#### Rows from a dataset of pages and code

^^^^

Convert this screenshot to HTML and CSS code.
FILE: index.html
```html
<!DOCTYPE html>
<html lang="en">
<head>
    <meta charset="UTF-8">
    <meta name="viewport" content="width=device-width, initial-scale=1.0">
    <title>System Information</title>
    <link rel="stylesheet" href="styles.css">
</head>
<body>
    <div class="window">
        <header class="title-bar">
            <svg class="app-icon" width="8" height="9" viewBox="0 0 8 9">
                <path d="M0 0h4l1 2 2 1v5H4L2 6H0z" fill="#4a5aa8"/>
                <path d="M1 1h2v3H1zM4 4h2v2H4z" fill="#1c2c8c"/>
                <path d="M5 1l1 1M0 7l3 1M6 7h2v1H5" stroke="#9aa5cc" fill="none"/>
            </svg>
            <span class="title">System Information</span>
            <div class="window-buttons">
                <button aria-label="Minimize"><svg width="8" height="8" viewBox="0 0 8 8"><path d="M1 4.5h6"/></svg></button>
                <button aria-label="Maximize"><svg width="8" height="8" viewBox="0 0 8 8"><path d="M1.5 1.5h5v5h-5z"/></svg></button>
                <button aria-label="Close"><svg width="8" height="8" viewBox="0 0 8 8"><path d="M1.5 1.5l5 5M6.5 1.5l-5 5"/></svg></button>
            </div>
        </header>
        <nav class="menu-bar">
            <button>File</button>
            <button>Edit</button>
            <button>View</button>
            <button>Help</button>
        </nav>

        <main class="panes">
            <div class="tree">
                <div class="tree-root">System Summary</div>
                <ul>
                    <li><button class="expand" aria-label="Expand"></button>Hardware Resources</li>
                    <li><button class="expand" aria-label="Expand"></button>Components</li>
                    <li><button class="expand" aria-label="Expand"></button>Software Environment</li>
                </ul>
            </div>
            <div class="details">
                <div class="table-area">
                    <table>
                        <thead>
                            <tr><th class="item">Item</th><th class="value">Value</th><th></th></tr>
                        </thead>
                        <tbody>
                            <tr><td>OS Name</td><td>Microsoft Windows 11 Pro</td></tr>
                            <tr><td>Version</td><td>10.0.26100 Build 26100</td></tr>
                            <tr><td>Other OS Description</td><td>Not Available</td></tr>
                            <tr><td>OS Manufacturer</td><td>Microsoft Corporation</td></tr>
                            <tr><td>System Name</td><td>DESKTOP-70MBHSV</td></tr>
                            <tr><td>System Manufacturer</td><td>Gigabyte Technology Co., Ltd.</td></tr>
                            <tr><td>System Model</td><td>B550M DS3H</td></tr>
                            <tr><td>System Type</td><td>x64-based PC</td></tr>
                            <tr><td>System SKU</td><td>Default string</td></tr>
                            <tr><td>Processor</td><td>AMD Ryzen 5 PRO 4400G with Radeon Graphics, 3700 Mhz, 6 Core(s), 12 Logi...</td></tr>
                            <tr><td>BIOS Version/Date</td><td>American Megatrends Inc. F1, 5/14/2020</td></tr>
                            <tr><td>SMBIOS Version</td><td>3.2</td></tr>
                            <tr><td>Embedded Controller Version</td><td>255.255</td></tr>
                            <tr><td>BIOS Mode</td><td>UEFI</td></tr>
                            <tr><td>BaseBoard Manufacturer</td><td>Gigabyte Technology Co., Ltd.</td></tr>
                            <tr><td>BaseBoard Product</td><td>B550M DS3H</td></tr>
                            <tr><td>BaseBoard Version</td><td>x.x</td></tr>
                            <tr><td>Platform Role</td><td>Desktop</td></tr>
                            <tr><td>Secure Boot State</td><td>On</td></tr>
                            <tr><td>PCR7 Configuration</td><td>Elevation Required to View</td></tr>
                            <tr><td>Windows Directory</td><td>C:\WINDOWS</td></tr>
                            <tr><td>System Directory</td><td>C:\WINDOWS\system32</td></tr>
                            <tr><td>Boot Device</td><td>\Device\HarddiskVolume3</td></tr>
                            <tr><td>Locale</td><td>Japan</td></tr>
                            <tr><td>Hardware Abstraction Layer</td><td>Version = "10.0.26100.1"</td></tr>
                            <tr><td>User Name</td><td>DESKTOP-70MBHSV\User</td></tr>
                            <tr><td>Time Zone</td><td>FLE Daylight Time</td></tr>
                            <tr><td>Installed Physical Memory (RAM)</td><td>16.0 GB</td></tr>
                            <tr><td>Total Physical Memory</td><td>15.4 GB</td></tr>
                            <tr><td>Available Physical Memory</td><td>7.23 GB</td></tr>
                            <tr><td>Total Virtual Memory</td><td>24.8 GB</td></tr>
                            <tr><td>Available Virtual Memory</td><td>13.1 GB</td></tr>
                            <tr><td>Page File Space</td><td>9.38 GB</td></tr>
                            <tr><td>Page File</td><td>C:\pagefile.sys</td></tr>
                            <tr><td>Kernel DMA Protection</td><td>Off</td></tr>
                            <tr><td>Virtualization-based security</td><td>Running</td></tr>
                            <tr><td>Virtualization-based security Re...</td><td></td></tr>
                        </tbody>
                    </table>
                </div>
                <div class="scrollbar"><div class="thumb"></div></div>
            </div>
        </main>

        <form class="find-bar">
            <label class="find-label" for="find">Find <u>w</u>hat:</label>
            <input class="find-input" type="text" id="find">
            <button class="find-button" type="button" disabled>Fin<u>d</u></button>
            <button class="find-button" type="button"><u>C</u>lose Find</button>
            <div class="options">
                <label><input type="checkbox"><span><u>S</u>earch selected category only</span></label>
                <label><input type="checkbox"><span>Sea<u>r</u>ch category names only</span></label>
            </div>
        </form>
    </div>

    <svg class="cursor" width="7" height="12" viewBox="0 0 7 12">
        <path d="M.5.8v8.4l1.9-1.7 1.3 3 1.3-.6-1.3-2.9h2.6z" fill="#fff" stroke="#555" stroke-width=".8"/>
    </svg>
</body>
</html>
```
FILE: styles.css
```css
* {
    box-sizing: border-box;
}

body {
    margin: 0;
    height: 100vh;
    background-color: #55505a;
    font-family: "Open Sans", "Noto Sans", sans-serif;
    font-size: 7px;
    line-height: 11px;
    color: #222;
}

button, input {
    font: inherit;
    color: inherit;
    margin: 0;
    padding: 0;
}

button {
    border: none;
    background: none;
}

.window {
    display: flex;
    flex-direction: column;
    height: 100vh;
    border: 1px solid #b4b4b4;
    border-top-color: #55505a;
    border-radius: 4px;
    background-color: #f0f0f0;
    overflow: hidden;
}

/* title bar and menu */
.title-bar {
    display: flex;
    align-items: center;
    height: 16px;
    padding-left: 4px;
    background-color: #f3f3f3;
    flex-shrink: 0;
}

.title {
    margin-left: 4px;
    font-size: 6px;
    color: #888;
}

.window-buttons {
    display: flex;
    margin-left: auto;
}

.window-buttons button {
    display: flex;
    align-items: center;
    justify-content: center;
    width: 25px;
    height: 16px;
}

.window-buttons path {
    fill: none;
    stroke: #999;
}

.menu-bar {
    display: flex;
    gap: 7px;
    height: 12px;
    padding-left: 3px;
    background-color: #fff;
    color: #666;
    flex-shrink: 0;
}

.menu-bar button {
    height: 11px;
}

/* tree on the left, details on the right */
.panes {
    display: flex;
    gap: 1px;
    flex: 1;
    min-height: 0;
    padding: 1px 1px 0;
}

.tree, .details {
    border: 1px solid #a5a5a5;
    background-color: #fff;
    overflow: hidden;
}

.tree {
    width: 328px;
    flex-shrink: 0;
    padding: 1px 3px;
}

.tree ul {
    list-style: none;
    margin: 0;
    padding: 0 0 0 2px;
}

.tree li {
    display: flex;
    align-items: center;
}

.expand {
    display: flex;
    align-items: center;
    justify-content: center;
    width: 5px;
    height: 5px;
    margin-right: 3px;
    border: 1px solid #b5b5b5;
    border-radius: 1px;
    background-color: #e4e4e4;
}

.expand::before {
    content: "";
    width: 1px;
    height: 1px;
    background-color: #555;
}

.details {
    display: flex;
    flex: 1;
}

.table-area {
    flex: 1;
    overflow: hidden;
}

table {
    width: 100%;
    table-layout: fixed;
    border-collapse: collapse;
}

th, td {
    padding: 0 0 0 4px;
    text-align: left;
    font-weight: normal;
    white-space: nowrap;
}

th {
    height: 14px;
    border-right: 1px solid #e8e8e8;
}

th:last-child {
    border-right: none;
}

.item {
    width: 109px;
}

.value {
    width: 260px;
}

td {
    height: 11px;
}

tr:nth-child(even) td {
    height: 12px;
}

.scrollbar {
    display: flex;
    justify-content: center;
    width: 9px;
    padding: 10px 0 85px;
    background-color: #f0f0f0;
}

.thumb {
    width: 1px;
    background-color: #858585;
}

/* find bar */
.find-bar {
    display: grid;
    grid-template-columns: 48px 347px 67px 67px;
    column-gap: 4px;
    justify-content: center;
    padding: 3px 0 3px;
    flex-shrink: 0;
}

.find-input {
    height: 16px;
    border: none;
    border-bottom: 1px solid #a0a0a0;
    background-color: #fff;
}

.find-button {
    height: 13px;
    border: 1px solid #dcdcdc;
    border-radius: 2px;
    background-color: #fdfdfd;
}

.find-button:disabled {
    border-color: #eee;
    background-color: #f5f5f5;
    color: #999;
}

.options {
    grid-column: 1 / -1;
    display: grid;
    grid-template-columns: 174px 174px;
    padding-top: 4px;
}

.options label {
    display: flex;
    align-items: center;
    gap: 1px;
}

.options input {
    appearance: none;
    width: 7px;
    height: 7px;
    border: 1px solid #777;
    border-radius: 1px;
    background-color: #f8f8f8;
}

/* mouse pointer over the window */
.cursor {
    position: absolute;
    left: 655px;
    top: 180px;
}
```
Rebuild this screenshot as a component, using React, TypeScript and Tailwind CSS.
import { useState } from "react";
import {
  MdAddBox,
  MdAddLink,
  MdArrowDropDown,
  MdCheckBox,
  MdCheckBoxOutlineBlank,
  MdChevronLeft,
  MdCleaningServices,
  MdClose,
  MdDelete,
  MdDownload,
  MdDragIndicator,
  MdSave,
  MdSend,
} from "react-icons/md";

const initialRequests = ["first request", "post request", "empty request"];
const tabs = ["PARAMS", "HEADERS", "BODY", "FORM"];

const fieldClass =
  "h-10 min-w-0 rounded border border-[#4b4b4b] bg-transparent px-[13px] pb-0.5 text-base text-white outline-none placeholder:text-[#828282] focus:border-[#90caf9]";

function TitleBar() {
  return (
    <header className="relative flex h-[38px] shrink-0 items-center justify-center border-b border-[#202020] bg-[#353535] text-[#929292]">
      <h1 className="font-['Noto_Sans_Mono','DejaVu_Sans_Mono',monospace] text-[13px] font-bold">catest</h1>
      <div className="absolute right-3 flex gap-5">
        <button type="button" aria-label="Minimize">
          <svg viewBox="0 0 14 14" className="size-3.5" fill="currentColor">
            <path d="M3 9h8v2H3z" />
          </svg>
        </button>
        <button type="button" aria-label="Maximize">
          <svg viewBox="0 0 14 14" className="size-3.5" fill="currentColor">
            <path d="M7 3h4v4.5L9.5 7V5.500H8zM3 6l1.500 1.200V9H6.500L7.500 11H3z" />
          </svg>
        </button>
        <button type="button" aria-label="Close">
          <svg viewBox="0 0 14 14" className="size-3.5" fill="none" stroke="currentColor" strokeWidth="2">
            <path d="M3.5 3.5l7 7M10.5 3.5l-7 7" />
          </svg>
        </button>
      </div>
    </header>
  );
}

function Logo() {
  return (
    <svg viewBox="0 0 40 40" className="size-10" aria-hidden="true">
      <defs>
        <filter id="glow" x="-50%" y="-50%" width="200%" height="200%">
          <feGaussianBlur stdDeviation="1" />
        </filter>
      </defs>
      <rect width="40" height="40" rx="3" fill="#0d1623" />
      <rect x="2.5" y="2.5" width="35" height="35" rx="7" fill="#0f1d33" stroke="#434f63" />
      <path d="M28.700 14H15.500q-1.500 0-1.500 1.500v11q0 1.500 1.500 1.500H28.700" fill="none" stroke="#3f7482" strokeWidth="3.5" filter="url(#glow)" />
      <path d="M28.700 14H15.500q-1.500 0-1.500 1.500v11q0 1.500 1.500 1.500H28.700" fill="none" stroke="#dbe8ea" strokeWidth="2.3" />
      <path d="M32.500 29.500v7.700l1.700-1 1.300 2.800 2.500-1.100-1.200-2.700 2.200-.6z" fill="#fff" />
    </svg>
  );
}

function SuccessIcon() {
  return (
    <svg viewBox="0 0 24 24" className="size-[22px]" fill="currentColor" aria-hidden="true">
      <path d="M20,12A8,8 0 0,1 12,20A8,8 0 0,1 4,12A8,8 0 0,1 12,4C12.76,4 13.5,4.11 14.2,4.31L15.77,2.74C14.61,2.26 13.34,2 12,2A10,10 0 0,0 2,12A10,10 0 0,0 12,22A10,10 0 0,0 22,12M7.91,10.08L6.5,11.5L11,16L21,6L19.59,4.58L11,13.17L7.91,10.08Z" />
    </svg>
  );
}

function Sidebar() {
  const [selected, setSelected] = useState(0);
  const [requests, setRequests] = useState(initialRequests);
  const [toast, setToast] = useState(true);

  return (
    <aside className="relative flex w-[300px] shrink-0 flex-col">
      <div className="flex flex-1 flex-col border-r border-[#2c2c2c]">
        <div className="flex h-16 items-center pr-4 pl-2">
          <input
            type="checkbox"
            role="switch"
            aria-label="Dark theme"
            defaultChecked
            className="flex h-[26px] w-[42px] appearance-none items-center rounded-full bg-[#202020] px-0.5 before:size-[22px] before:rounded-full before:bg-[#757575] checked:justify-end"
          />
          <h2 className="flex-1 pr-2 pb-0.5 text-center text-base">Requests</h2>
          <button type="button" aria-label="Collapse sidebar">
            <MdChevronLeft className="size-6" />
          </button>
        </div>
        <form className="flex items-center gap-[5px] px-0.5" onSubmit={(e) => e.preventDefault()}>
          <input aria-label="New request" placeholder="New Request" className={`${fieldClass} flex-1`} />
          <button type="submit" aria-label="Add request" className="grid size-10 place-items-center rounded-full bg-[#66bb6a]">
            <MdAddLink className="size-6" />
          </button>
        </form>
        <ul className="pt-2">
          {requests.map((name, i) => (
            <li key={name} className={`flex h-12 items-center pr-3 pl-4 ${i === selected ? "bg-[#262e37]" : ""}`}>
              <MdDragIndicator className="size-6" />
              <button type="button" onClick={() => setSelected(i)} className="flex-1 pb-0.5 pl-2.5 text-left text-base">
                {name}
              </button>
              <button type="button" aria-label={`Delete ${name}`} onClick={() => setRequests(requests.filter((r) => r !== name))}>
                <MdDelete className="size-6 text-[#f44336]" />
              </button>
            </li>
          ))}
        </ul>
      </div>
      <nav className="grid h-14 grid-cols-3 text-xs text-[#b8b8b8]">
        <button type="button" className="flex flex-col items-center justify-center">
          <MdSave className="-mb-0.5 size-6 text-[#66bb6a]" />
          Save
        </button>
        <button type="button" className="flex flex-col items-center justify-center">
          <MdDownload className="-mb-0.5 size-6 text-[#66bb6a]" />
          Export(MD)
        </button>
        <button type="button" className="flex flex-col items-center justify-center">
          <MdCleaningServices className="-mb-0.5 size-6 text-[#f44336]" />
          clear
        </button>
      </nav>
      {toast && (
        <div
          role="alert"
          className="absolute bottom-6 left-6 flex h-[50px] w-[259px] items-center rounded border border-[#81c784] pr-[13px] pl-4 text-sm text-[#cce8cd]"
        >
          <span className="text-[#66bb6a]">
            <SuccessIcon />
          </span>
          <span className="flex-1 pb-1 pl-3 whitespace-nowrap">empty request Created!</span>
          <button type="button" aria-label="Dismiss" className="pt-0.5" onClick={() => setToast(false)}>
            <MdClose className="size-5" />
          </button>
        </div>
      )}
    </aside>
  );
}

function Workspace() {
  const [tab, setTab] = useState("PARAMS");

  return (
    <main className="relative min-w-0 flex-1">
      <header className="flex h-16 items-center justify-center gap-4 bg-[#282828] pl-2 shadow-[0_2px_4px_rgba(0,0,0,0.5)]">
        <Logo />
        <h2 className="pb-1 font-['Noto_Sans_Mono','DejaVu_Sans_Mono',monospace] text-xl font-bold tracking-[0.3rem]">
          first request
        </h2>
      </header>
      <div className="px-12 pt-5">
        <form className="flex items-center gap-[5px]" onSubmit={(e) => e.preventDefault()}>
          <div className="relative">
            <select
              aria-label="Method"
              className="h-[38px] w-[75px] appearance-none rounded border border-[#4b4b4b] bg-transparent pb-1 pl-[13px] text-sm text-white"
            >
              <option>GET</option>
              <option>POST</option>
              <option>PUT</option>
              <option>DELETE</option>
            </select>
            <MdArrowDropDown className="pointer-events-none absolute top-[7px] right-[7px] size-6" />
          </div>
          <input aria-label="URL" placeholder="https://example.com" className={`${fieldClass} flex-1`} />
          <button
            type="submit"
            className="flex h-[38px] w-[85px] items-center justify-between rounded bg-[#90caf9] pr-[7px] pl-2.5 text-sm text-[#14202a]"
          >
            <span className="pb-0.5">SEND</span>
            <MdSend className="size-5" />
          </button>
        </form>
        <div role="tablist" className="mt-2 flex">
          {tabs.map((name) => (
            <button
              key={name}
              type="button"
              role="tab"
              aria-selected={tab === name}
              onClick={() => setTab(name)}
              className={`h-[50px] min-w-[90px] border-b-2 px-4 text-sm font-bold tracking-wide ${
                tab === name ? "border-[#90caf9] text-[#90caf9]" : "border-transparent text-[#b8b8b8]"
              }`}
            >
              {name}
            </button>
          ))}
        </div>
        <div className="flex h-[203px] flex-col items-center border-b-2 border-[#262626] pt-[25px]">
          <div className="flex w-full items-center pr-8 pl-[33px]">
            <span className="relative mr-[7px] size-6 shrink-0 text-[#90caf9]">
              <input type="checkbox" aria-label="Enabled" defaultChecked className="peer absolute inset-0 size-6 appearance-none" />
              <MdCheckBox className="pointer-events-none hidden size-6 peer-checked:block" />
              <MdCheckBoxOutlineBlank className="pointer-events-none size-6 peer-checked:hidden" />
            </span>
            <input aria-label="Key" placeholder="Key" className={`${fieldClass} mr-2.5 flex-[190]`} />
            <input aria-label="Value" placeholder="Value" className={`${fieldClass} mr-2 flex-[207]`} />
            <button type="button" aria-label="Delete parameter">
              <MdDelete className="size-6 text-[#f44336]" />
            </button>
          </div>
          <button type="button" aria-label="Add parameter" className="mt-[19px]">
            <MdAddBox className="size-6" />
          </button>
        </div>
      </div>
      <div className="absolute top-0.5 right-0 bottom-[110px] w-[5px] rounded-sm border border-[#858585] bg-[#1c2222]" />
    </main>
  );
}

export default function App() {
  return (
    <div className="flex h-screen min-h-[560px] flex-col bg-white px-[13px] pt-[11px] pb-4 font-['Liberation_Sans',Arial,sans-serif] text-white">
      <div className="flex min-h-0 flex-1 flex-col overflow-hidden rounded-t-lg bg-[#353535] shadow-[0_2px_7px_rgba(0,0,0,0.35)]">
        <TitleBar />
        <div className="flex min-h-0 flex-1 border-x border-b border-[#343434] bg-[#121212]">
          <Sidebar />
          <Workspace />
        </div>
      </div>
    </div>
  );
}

^^^^

#### To do
Retype verbatim the lines that run from the line containing "Rebuild this screenshot" to the line containing "min-w-0 rounded border", both inclusive, and no others.

#### Answer to the problem
Rebuild this screenshot as a component, using React, TypeScript and Tailwind CSS.
import { useState } from "react";
import {
  MdAddBox,
  MdAddLink,
  MdArrowDropDown,
  MdCheckBox,
  MdCheckBoxOutlineBlank,
  MdChevronLeft,
  MdCleaningServices,
  MdClose,
  MdDelete,
  MdDownload,
  MdDragIndicator,
  MdSave,
  MdSend,
} from "react-icons/md";

const initialRequests = ["first request", "post request", "empty request"];
const tabs = ["PARAMS", "HEADERS", "BODY", "FORM"];

const fieldClass =
  "h-10 min-w-0 rounded border border-[#4b4b4b] bg-transparent px-[13px] pb-0.5 text-base text-white outline-none placeholder:text-[#828282] focus:border-[#90caf9]";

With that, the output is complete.